We are all worthy of our Lord, except those who believe that we are.

The three greatest preachers of the last three generations are probably Charles Spurgeon, Dwight Moody, and Billy Graham. What do they have in common?

Here is what Spurgeon said of himself, recorded in the preface to his collected sermons: “Recollect who I am, and what I am—a child, having little education, little learning, ability, or …Without the Spirit of God I feel I am utterly unable to speak to you. I have not those gifts and talents which qualify me to speak; I need an afflatus from on high; otherwise, I stand like other men, and have naught to say. May that be given me, for without it I am dumb!” And God used him to preach to 10 million across his ministry.

D. L. Moody was the son of an alcoholic who died when Moody was four years old. He completed seven grades of school. He said of himself: “I know that other men can preach better than I can. All I can say is that when I preach, God uses me.” And he did—more than a million came to Christ through him.

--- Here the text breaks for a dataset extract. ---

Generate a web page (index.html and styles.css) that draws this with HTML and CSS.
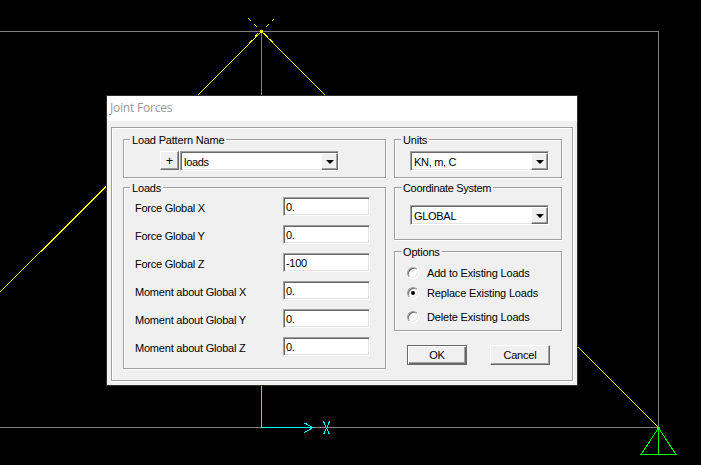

Here is what Billy Graham says of himself: “I have often said that the first thing I am going to do when I get to Heaven is to ask, ‘Why me, Lord? Why did You choose a farm boy from North Carolina to preach to so many people, to have such a wonderful team of associates, and to have a part in what You were doing in the latter half of the twentieth century?’ I have thought about that question a great deal, but I know also that only God knows the answer.” And he has preached to more people than anyone in Christian history.

Why did God use them so? Because they gave their best in humility. Who will be next?